Thursday, May 14, 2015
I grew up in a neighborhood that was mostly boys. I had one brother, and our three male cousins lived next door. When I was young, I saw us all as equals--kids who liked bikes, bugs, fishing and baseball. And at that age, I was right.
But when I became a teenager, everything changed. I was nothing like other girls. They wore makeup and flirted with boys and smoked and drank and knew things. I didn't know anything, especially about boys. Sure, I could put a worm on a hook for a boy or throw a football around with them, but that other stuff? Pfft. Clueless. Whoever passed out the "How To Be A Girl" manual definitely missed my mailbox.
So when I became pregnant, I realized that I desperately wanted to mother boys. Only boys. In fact, the idea of raising a girl was so foreign to me that I was in a bit of a panic. I'm the type of person who learns from experience. I didn't even know how to be a girl. How could I be successful in raising one? Even in my twenties, all my best friends were male. When I sat down to consider what skills I had to raise a girl, I came up with bupkis. I was completely ill-prepared for the task.
I got lucky and had sons. But I have friends who have both daughters and sons, and they tell me they are the opposite of me: completely comfortable raising their daughters and in foreign territory with their sons. Of course I can understand exactly what they mean. But I started thinking about what kind of mother I am that makes me more suited to raising boys over girls, and the only thing I felt strongly about was that I'm comfortable with who I am and confident in my convictions as an adult.
So? you might say. That doesn't sound gender-specific at all. And you'd be right. In fact, if anything I'm more girly now than I was when I was younger. I hate bugs and video games and sports (well, OK, not hockey). I love flowers and pretty shoes and sappy, romantic movies that make me cry and dressing up. These are not exactly traits I share with my boys. And when they want to go camping, I tell them to go talk to their father.
But here's what I figured out: I'm not my sons' friend, so it's OK if I don't share certain interests with them. I love them with all my heart and I'm here to teach them how to be confident, capable, respectable and self-sufficient. But I also want them to be compassionate, fair, tender and thoughtful. And the best way to do that is to teach by example. I set standards for their behavior and I live by those standards myself. I'm not hypocritical and I'm always willing to listen to their side of the argument. Don't those parenting skills cover both genders? I think so.
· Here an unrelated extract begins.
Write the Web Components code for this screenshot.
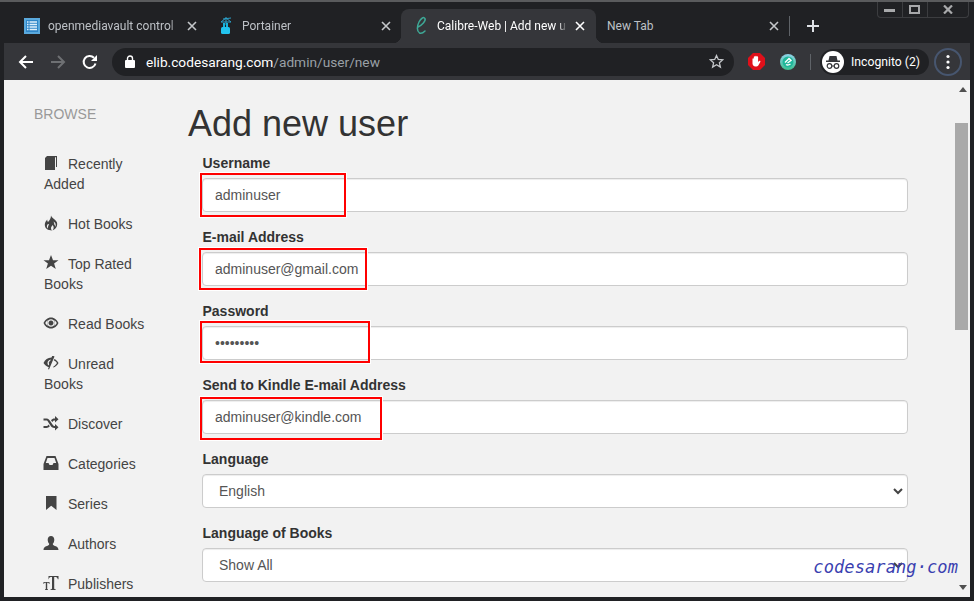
<!DOCTYPE html>
<html>
<head>
<meta charset="utf-8">
<title>Calibre-Web | Add new user</title>
<style>
  html, body { margin: 0; padding: 0; background: #202124; }
  body { width: 974px; height: 601px; overflow: hidden; font-family: "Liberation Sans", Arial, sans-serif; }
</style>
</head>
<body>
<browser-window>
  <browser-tab slot="tabs" title="openmediavault control" icon="omv"></browser-tab>
  <browser-tab slot="tabs" title="Portainer" icon="portainer"></browser-tab>
  <browser-tab slot="tabs" title="Calibre-Web | Add new u" icon="calibre" active></browser-tab>
  <browser-tab slot="tabs" title="New Tab"></browser-tab>

  <side-nav>
    <nav-item icon="book">Recently Added</nav-item>
    <nav-item icon="fire">Hot Books</nav-item>
    <nav-item icon="star">Top Rated Books</nav-item>
    <nav-item icon="eye">Read Books</nav-item>
    <nav-item icon="eyeoff">Unread Books</nav-item>
    <nav-item icon="random">Discover</nav-item>
    <nav-item icon="inbox">Categories</nav-item>
    <nav-item icon="bookmark">Series</nav-item>
    <nav-item icon="user">Authors</nav-item>
    <nav-item icon="textsize">Publishers</nav-item>
  </side-nav>

  <user-form>
    <form-field label="Username" value="adminuser" mark="-2,-5,146,44"></form-field>
    <form-field label="E-mail Address" value="adminuser@gmail.com" mark="-3,-4,168,42"></form-field>
    <form-field label="Password" value="•••••••••" mark="-2,-5,170,42"></form-field>
    <form-field label="Send to Kindle E-mail Address" value="adminuser@kindle.com" mark="-2,-3,182,43"></form-field>
    <form-field label="Language" value="English" select></form-field>
    <form-field label="Language of Books" value="Show All" select></form-field>
  </user-form>
</browser-window>

<script>
const ICONS = {
  book: '<path d="M1 2 3 0h10v11h-1V1.2h-1V14H1z"/>',
  fire: '<path fill-rule="evenodd" d="M7 -.5c.5 2 4 3.500 5.800 6.500 1.200 3.500-.5 7-4.300 8.500 1.300-1.500 1.700-3.500.2-5.500-.7 1-1.700 2-1.700 3.200 0 1 .4 1.800 1 2.300C4 14.500.8 12.500.8 8.800.8 6.500 2 5 3.200 3.500c0 1 .3 2 .8 2.500C5.500 4.500 7 2.500 7 -.5zM4 8C3 9 2.700 10 3 11c.2.700.6 1.200 1 1.500C3.800 11 4.200 9.500 5.200 8.500 4.700 8.500 4.300 8.300 4 8zM9.500 5.500c.5 1 .8 2 .8 3 .7.800 1 1.500 1.200 2.200.3-1.200.2-2.700-.3-3.700-.4-.600-1-1.100-1.700-1.500z"/>',
  star: '<path d="M7 -1l2 5.200h5.500l-4.400 3.300 1.700 5.500L7 9.700 2.200 13l1.700-5.500L-.5 4.200H5z"/>',
  eye: '<path fill-rule="evenodd" d="M7 1.500c3.500 0 6.200 2.500 7.500 5.500-1.300 3-4 5.500-7.500 5.500S.8 10-.5 7C.8 4 3.500 1.500 7 1.500zM7 3.200C5 3.200 3.200 4.800 3.200 7S5 10.800 7 10.800 10.800 9.200 10.800 7 9 3.200 7 3.200zM1.200 7C2 8.300 2.800 9.300 3.800 10 2.800 8 2.800 6 3.800 4 2.800 4.700 2 5.700 1.200 7zM10.200 4c1 2 1 4 0 6 1-.7 1.800-1.700 2.600-3-.8-1.300-1.600-2.300-2.600-3zM7 4.500a2.500 2.500 0 1 1-.01 0z"/>',
  eyeoff: '<path d="M9.500 0l1 .6L5 13.500l-1-.6.8-1.700C2.500 10.300.6 8.800-.5 7 1 4 3.700 1.700 7.500 1.600L8.200 0zM6.800 3.400C5 3.700 3.500 5.200 3.500 7c0 1 .4 1.900 1.100 2.500l.6-1.400C5 7.700 4.800 7.300 4.800 7c0-1 .7-1.800 1.300-2zM10.500 3c1.800.8 3 2.300 4 4-1 1.800-3 4-5.500 4.600l.7-1.400c1.400-.6 2.500-1.900 3.200-3.200-.6-1-1.400-2-3.200-2.800z"/>',
  random: '<path d="M-.5 2.500h3c2 0 3 1.500 4 3l2 3c.6.9 1.200 1.500 2 1.500h.5V8l3.500 3.300L11 14.500V12h-.7c-1.800 0-3-1-4-2.700l-2-3C3.700 5 3.300 4.500 2.500 4.500h-3zM11 0l3.500 3.200L11 6.500V4.500h-.7c-.8 0-1.300.6-2 1.600L7 4.200C8 3 9 2.500 10.300 2.500h.7zM-.5 10h3c.8 0 1.300-.6 2-1.600L5.800 10.300C4.800 11.400 3.800 12 2.500 12h-3z"/>',
  inbox: '<path fill-rule="evenodd" d="M2.500 0h9L14.500 8v6H-.5V8zM3.500 2 1.800 7H4.500l1 2h3l1-2h2.700L10.500 2z"/>',
  bookmark: '<path d="M2 0h10.500v14L7.200 9.800 2 14z"/>',
  user: '<path d="M7 0c2 0 3.300 1.600 3.300 3.800 0 1.500-.5 3-1.500 4 0 1 .5 1.500 1.500 2 2 .7 4 1 4.200 4.200H-.5C-.3 10.800 1.700 10.500 3.700 9.800c1-.5 1.500-1 1.500-2-1-1-1.500-2.500-1.500-4C3.700 1.600 5 0 7 0z"/>',
  textsize: '<path d="M4.500 0h10v3.200h-.8C13.500 2 13 1 11.700 1h-1.500v11.500c0 .5.500.7 1.500.7v.8H6.500v-.8c1 0 1.500-.2 1.500-.7V1H6.800C5.500 1 5 2 4.800 3.200H4.500zM-.5 6h6v2h-.5c-.1-.6-.4-1.200-1-1.200H3.200V13c0 .2.200.3.800.3v.7H1v-.7c.6 0 .8-.1.800-.3V6.800H1c-.6 0-.9.600-1 1.200h-.5z"/>'
};

const FAVICONS = {
  omv: `<svg width="16" height="16" viewBox="0 0 16 16"><rect width="16" height="16" fill="#5aa9dd"/><rect x="2" y="2" width="12" height="12" fill="#2f86c8"/><path d="M3 4h10M3 6.500h10M3 9h10M3 11.500h10" stroke="#dff0fb" stroke-width="1.500"/><path d="M5 3v10" stroke="#2f86c8"/></svg>`,
  portainer: `<svg width="16" height="18" viewBox="0 0 16 18"><path d="M8 0v8M5 2 13 1M3 5 8 1l5 4M3 5h10" stroke="#2b9fc7" stroke-width="1" fill="none"/><rect x="5" y="6" width="2" height="4" fill="#17b3dd"/><rect x="8" y="6" width="2" height="4" fill="#17b3dd"/><rect x="3" y="10" width="9" height="7" rx="1.500" fill="#22c3ee"/></svg>`,
  calibre: `<svg width="16" height="20" viewBox="0 0 16 20"><path d="M5 11C9 9 13 5 12 2.500 11 .5 8 2 6 6c-2 4-2.500 9 .5 11 2 1 4-.5 5.500-2" fill="none" stroke="#3ea896" stroke-width="1.500" stroke-linecap="round"/></svg>`
};

class UiIcon extends HTMLElement {
  constructor() {
    super();
    this.shadowDOM = this.attachShadow({ mode: 'open' });
  }

  connectedCallback() {
    this.shadowDOM.innerHTML = `
      <style>
        :host{ display:inline-block; width:14px; height:14px; margin-right:10px; vertical-align:-1px; }
        svg{ display:block; overflow:visible; fill:#444; }
      </style>
      <svg width="14" height="14" viewBox="0 0 14 14">${ICONS[this.getAttribute('name')]}</svg>`;
  }
}
customElements.define('ui-icon', UiIcon);

class BrowserTab extends HTMLElement {
  constructor() {
    super();
    this.shadowDOM = this.attachShadow({ mode: 'open' });
  }

  connectedCallback() {
    const icon = FAVICONS[this.getAttribute('icon')];
    this.shadowDOM.innerHTML = `
      <style>
        :host{
          display:flex;
          align-items:center;
          box-sizing:border-box;
          flex:0 0 194px;
          min-width:0;
          height:34px;
          padding:0 9px 0 10px;
          position:relative;
          color:#bdc1c6;
          font:12px Roboto, "Noto Sans", sans-serif;
        }
        :host([active]){
          background:#35363a;
          border-radius:8px 8px 0 0;
          color:#fff;
          margin-left:-1px;
          flex-basis:195px;
          padding-left:12px;
        }
        :host([active])::before, :host([active])::after{
          content:"";
          position:absolute;
          bottom:0;
          width:8px;
          height:8px;
        }
        :host([active])::before{ left:-8px; background:radial-gradient(circle at 0 0, transparent 8px, #35363a 8.500px); }
        :host([active])::after{ right:-8px; background:radial-gradient(circle at 100% 0, transparent 8px, #35363a 8.500px); }
        .fav{ flex:0 0 16px; height:16px; margin-right:8px; display:flex; align-items:center; justify-content:center; }
        .fav.none{ display:none; }
        .title{
          flex:1;
          min-width:0;
          white-space:nowrap;
          -webkit-mask-image:linear-gradient(to right, #000 calc(100% - 9px), transparent);
        }
        :host(:not([icon])) .title{ padding-left:1px; -webkit-mask-image:none; }
        .close{ flex:0 0 14px; margin-left:6px; }
      </style>
      <div class="fav ${icon ? '' : 'none'}">${icon || ''}</div>
      <div class="title">${this.getAttribute('title')}</div>
      <svg class="close" width="14" height="14" viewBox="0 0 14 14"><path d="M3 3l8 8M11 3l-8 8" stroke="${this.hasAttribute('active') ? '#fff' : '#c4c7ca'}" stroke-width="1.600"/></svg>`;
  }
}
customElements.define('browser-tab', BrowserTab);

class BrowserWindow extends HTMLElement {
  constructor() {
    super();
    this.shadowDOM = this.attachShadow({ mode: 'open' });
  }

  connectedCallback() {
    this.shadowDOM.innerHTML = `
      <style>
        :host{
          display:flex;
          flex-direction:column;
          width:974px;
          height:601px;
          box-sizing:border-box;
          background:#202124;
          border-top:2px solid #5a5b5d;
          position:relative;
        }
        .strip{ flex:0 0 41px; display:flex; align-items:flex-end; padding-left:14px; position:relative; }
        .sep{ flex:0 0 1px; height:20px; background:#5f6368; margin:0 0 7px -1px; }
        .sep.first{ position:absolute; left:207px; bottom:0; margin:0 0 7px 0; }
        .plus{ margin:0 0 9px 15px; }
        .controls{
          position:absolute;
          top:0;
          right:5px;
          width:92px;
          height:16px;
          display:flex;
          border:1px solid #3c3d40;
          border-top:0;
          border-radius:0 0 4px 4px;
          box-sizing:border-box;
        }
        .controls div{ display:flex; align-items:center; justify-content:center; border-right:1px solid #3c3d40; width:22px; padding-right:2px; }
        .controls div:last-child{ border-right:0; flex:1; padding:0; }
        .toolbar{
          flex:0 0 37px;
          display:flex;
          align-items:center;
          background:#35363a;
          margin:0 4px;
          padding-left:6px;
        }
        .btn{ flex:0 0 32px; height:32px; display:flex; align-items:center; justify-content:center; }
        .omni{
          flex:0 0 622px;
          height:28px;
          box-sizing:border-box;
          margin:0 6px;
          padding:0 10px 0 13px;
          border-radius:14px;
          background:#202124;
          display:flex;
          align-items:center;
          color:#fff;
          font:13.700px Roboto, "Noto Sans", sans-serif;
        }
        .omni .lock{ margin-right:11px; }
        .omni .url{ flex:1; white-space:nowrap; }
        .omni .url span{ color:#9aa0a6; }
        .vsep{ flex:0 0 1px; height:16px; background:#5f6368; margin:0 9px 0 6px; }
        .pill{
          flex:0 0 109px;
          height:26px;
          box-sizing:border-box;
          border-radius:13px;
          background:#202124;
          display:flex;
          align-items:center;
          padding-left:2px;
          color:#fff;
          font:12.200px Roboto, "Noto Sans", sans-serif;
          white-space:nowrap;
        }
        .pill svg{ margin-right:7px; }
        .menu{
          flex:0 0 28px;
          height:28px;
          box-sizing:border-box;
          margin-left:5px;
          border:2px solid #47566f;
          border-radius:50%;
          display:flex;
          align-items:center;
          justify-content:center;
        }
        .page{
          flex:1;
          min-height:0;
          display:flex;
          background:#f2f2f2;
          margin:0 4px 4px 4px;
          position:relative;
          overflow:hidden;
        }
        .bar{ flex:0 0 15px; position:relative; display:flex; flex-direction:column; align-items:center; }
        .up{ margin-top:7px; width:0; height:0; border:4px solid transparent; border-top:0; border-bottom:5px solid #505050; }
        .thumb{ align-self:flex-start; margin-top:31px; width:13px; height:207px; background:#a9a9a9; }
        .down{ margin-top:auto; margin-bottom:7px; width:0; height:0; border:4px solid transparent; border-bottom:0; border-top:5px solid #505050; }
        .mark{
          position:absolute;
          right:12px;
          bottom:20px;
          color:#3a3fb0;
          font:italic 17px "DejaVu Sans Mono", monospace;
          letter-spacing:.1px;
          white-space:nowrap;
        }
      </style>
      <div class="strip">
        <slot name="tabs"></slot>
        <div class="sep first"></div>
        <div class="sep"></div>
        <svg class="plus" width="16" height="16" viewBox="0 0 16 16"><path d="M8 2v12M2 8h12" stroke="#dee1e6" stroke-width="2"/></svg>
        <div class="controls">
          <div><svg width="11" height="4"><rect width="11" height="3" y="1" fill="#a8a9ab"/></svg></div>
          <div><svg width="11" height="9"><rect x="1" y="1" width="9" height="7" fill="none" stroke="#a8a9ab" stroke-width="2"/></svg></div>
          <div><svg width="10" height="9" viewBox="0 0 10 9"><path d="M1 .5l8 8M9 .5l-8 8" stroke="#a8a9ab" stroke-width="2.200"/></svg></div>
        </div>
      </div>
      <div class="toolbar">
        <div class="btn"><svg width="16" height="16" viewBox="0 0 16 16"><path d="M15 8H2M8 2 2 8l6 6" fill="none" stroke="#fff" stroke-width="2"/></svg></div>
        <div class="btn"><svg width="16" height="16" viewBox="0 0 16 16"><path d="M1 8h13M8 2l6 6-6 6" fill="none" stroke="#6e7073" stroke-width="2"/></svg></div>
        <div class="btn"><svg width="16" height="16" viewBox="0 0 16 16"><path d="M13.500 9.500A6 6 0 1 1 12 3.700" fill="none" stroke="#fff" stroke-width="2"/><path d="M15 1v6H9z" fill="#fff"/></svg></div>
        <div class="omni">
          <svg class="lock" width="10" height="13" viewBox="0 0 10 13"><path d="M2.500 5V3.500a2.500 2.500 0 0 1 5 0V5" fill="none" stroke="#fff" stroke-width="1.400"/><rect y="5" width="10" height="8" rx="1" fill="#fff"/></svg>
          <div class="url">elib.codesarang.com<span>/admin/user/new</span></div>
          <svg width="15" height="15" viewBox="0 0 15 15"><path d="M7.500 1.500l1.800 4 4.400.4-3.300 2.900 1 4.300-3.900-2.300-3.900 2.300 1-4.300L1.300 5.900l4.400-.4z" fill="none" stroke="#c4c7ca" stroke-width="1.300"/></svg>
        </div>
        <div class="btn"><svg width="17" height="17" viewBox="0 0 17 17"><path d="M5 0h7l5 5v7l-5 5H5l-5-5V5z" fill="#e0101a"/><path d="M4.500 9V6c0-1 1.300-1 1.300 0V4c0-1 1.400-1 1.400 0v-.5c0-1 1.500-1 1.500 0V4c0-1 1.400-1 1.400 0v5l1-1c.8-.6 1.700.2 1.200 1l-2 3.500c-.5.700-1.200 1-2 1H7.500c-2 0-3-1.500-3-3z" fill="#fff"/></svg></div>
        <div class="btn"><svg width="16" height="16" viewBox="0 0 16 16"><defs><linearGradient id="g" x1="0" y1="0" x2="0" y2="1"><stop offset="0" stop-color="#8fd3e8"/><stop offset="1" stop-color="#3dbf8f"/></linearGradient></defs><circle cx="8" cy="8" r="8" fill="url(#g)"/><circle cx="8" cy="8" r="5.500" fill="#1fb79a"/><path d="M5 8.500 9 4.500l2 2-3.500 2.500M6 10.500c1.500 1 3 .5 4.500-.5" fill="none" stroke="#fff" stroke-width="1.400"/></svg></div>
        <div class="vsep"></div>
        <div class="pill">
          <svg width="22" height="22" viewBox="0 0 22 22"><circle cx="11" cy="11" r="11" fill="#fff"/><path d="M7.500 5h7l1 4.500h2.500V11H4V9.500h2.500z" fill="#35363a"/><circle cx="7.500" cy="15" r="2.300" fill="none" stroke="#35363a" stroke-width="1.200"/><circle cx="14.500" cy="15" r="2.300" fill="none" stroke="#35363a" stroke-width="1.200"/><path d="M9.800 15h2.400" stroke="#35363a"/></svg>
          Incognito (2)
        </div>
        <div class="menu"><svg width="4" height="16" viewBox="0 0 4 16"><circle cx="2" cy="2.500" r="1.600" fill="#fff"/><circle cx="2" cy="8" r="1.600" fill="#fff"/><circle cx="2" cy="13.500" r="1.600" fill="#fff"/></svg></div>
      </div>
      <div class="page">
        <slot></slot>
        <div class="bar"><div class="up"></div><div class="thumb"></div><div class="down"></div></div>
        <div class="mark">codesarang·com</div>
      </div>`;
  }
}
customElements.define('browser-window', BrowserWindow);

class SideNav extends HTMLElement {
  constructor() {
    super();
    this.shadowDOM = this.attachShadow({ mode: 'open' });
  }

  connectedCallback() {
    this.shadowDOM.innerHTML = `
      <style>
        :host{
          display:block;
          flex:0 0 184px;
          box-sizing:border-box;
          padding:24px 0 0 30px;
        }
        h2{
          margin:0 0 30px;
          font:14px/20px "Liberation Sans", Arial, sans-serif;
          color:#999;
        }
        .list{ display:flex; flex-direction:column; gap:20px; margin-left:10px; width:106px; }
      </style>
      <h2>BROWSE</h2>
      <div class="list"><slot></slot></div>`;
  }
}
customElements.define('side-nav', SideNav);

class NavItem extends HTMLElement {
  constructor() {
    super();
    this.shadowDOM = this.attachShadow({ mode: 'open' });
  }

  connectedCallback() {
    this.shadowDOM.innerHTML = `
      <style>
        :host{
          display:block;
          font:14px/20px "Liberation Sans", Arial, sans-serif;
          color:#444;
        }
      </style>
      <ui-icon name="${this.getAttribute('icon')}"></ui-icon><slot></slot>`;
  }
}
customElements.define('nav-item', NavItem);

class UserForm extends HTMLElement {
  constructor() {
    super();
    this.shadowDOM = this.attachShadow({ mode: 'open' });
  }

  connectedCallback() {
    this.shadowDOM.innerHTML = `
      <style>
        :host{
          display:block;
          flex:1;
          min-width:0;
          padding-top:24px;
          font-family:"Liberation Sans", Arial, sans-serif;
          color:#333;
        }
        h1{ margin:0 0 9px; font-size:36px; font-weight:400; line-height:40px; }
        .fields{ margin-left:14px; width:706px; display:flex; flex-direction:column; gap:15px; }
      </style>
      <h1>Add new user</h1>
      <div class="fields"><slot></slot></div>`;
  }
}
customElements.define('user-form', UserForm);

class FormField extends HTMLElement {
  constructor() {
    super();
    this.shadowDOM = this.attachShadow({ mode: 'open' });
  }

  connectedCallback() {
    const isSelect = this.hasAttribute('select');
    const mark = this.getAttribute('mark');
    let markHtml = '';
    if (mark) {
      const [x, y, w, h] = mark.split(',');
      markHtml = `<div class="mark" style="left:${x}px;top:${y}px;width:${w}px;height:${h}px"></div>`;
    }
    this.shadowDOM.innerHTML = `
      <style>
        :host{ display:block; }
        label{ display:block; margin-bottom:5px; padding-left:.5px; font:bold 14px/20px "Liberation Sans", Arial, sans-serif; color:#333; }
        .box{ position:relative; }
        .input{
          box-sizing:border-box;
          height:34px;
          padding:6px 12px;
          background:#fff;
          border:1px solid #ccc;
          border-radius:4px;
          box-shadow:inset 0 1px 1px rgba(0,0,0,.075);
          font:14px/20px "Liberation Sans", Arial, sans-serif;
          color:#555;
          display:flex;
          align-items:center;
          justify-content:space-between;
        }
        .select{ padding-left:16px; padding-right:4px; }
        .mark{
          position:absolute;
          box-sizing:border-box;
          border:2px solid #f00;
          box-shadow:0 0 0 1px #fff;
        }
      </style>
      <label>${this.getAttribute('label')}</label>
      <div class="box">
        <div class="input ${isSelect ? 'select' : ''}">
          <span>${this.getAttribute('value')}</span>
          ${isSelect ? '<svg width="10" height="7" viewBox="0 0 10 7"><path d="M1 1l4 4 4-4" fill="none" stroke="#444" stroke-width="2"/></svg>' : ''}
        </div>
        ${markHtml}
      </div>`;
  }
}
customElements.define('form-field', FormField);
</script>
</body>
</html>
All this tells me is that I would probably have done alright raising a girl. Sure, I might have had to call in the experts for some things. But the stuff that matters? I've got that down. The rest, they'll figure out on their own just like I did. I'm not teaching them how to be men and I wouldn't have to teach a girl how to be a woman. That's biology and it will happen regardless of what type of parent I am. I'm raising humans. Sure, it would be nice to have someone to help me do my hair and nails and watch weepy movies with once in a while. But as long as my kids grow up to be respectful of others and their world, and they build lives that they're proud of, I'm OK watching chick flicks alone.